Plus tard, en 1710, la Nouvelle-France subit une menace non moins grave. La vocation de Jeanne Le Ber peut être interrompue, sinon détruite. Maintenant, elle est recluse depuis déjà trente ans. Et alors, la foule se tourne vers elle comme vers la personne qui peut lui éviter la destruction. Dans cette situation désespérée, elle demande et veut son intercession. Anne Barroy reçoit ordre « de lui faire connaître le danger imminent où l’on se trouvoit, afin qu’elle le détournat par ses prières ». Sa réputation de sainteté inspire la confiance.

Et parmi les gens qui veulent recourir à elle, s’inscrit en premier lieu son propre cousin, son exécuteur, le baron de Longueuil. Il est le commandant d’un détachement qui doit s’opposer à l’armée ennemie venant par le sud, le lac Champlain, le Richelieu, composée d’Anglais et d’Indiens ; mais ses forces sont tout à fait inférieures en nombre, et, la victoire paraît improbable. Il demande au jeune frère de la recluse qui a cultivé les arts, la peinture surtout, de dessiner sur son étendard la figure de la Sainte Vierge. Sur le même carré de toile, Jeanne acceptera de broder les mots suivants :

« Nos ennemis mettent toute leur confiance dans leurs armes, mais nous mettons la nôtre au nom de la Reine des Anges que nous invoquons. Elle est terrible comme une armée rangée en bataille ; sous sa protection, nous espérons vaincre nos ennemis ».


M. Vachon de Belmont, le premier historien de la recluse, bénit le drapeau « et le mit solennellement entre les mains de M. de Longueuil, dans l’église paroissiale de Notre-Dame, en présence de tout le peuple accouru à un spectacle si édifiant ». Puis des observateurs repèrent la flotte ennemie qui remonte le fleuve. Elle sera devant Québec dans un nombre de jours que l’on suppute avec assez d’exactitude. C’est l’alarme, presque une panique. Anne Barroy donne encore connaissance de l’événement à Jeanne Le Ber. Mais celle-ci « assura qu’on n’avait rien à craindre, et que la très Sainte Vierge serait elle-même la gardienne du pays ». On thésaurise les paroles de la recluse, comme il faut bien le penser, on se rattache à la confiance qu’elle met dans la Mère de Dieu.

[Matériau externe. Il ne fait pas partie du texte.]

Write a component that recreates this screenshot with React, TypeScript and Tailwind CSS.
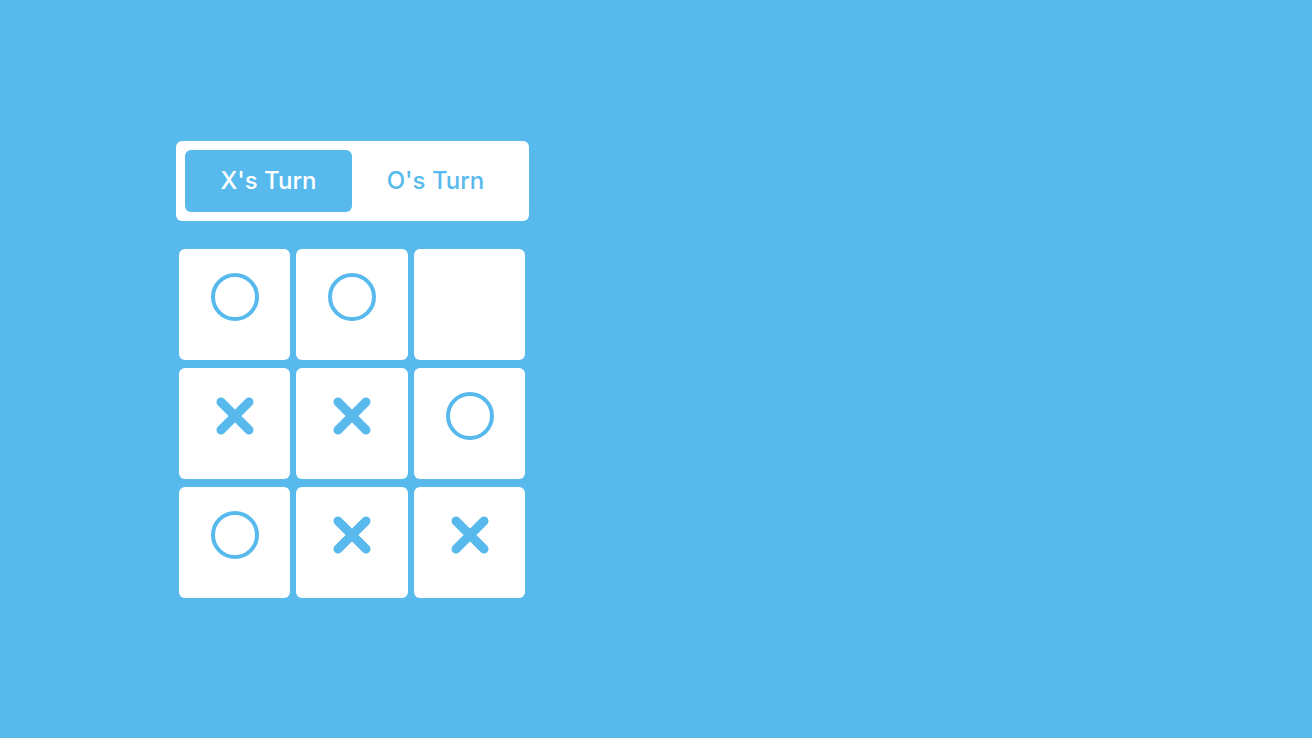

Et l’on sait les faits extraordinaires qui arrêtent net cette invasion dangereuse : l’épidémie qui décime l’armée de terre de même que la dissension ; l’impétuosité de la tempête, dans le Golfe, qui pousse les navires sur les récifs. Malgré qu’on en ait, il faut évoquer des scènes bibliques du même genre quand le Dieu des armées détruisait les forces ennemies. On se souvient de sainte Geneviève protégeant Paris. Le point qu’il faut retenir, c’est le prix que le peuple attacha aux prières de la recluse ; il eut foi en elle ; il recourut à celle qui, la nuit, priait sur la ville. Il brisa sa clôture pour obtenir son intercession. M. Dollier de Casson, dans son oraison funèbre, sut parler de « ladmirable solitaire » qui avait « tant de fois détourné par ses prières de dessus nos testes les fléaux dela guerre et dela peste ». Par le mot « peste », voulait-il indiquer cette épidémie de variole qui fit bon nombre de victimes, même à la Congrégation de Notre-Dame, vers l’année 1703 ?

Sûrement, les Sulpiciens connaissaient mieux que d’autres, tous les secrets de la réclusion de Jeanne Le Ber et ils savaient de quel poids pouvaient être ses implorations auprès de Notre-Dame, Marie, et auprès de Dieu. C’est le mot Providence qu’ils plaçaient dans leurs propos et non pas celui de hasard que nous adoptons trop souvent. De cet événement, maintenant loin de trois cents ans, il est resté une tendance à implorer Jeanne Le Ber dans les occasions où un danger mortel nous menace. Elle se prêta à la confiance que l’on mettait en elle et se fit l’interprète des âmes alarmées et désespérées.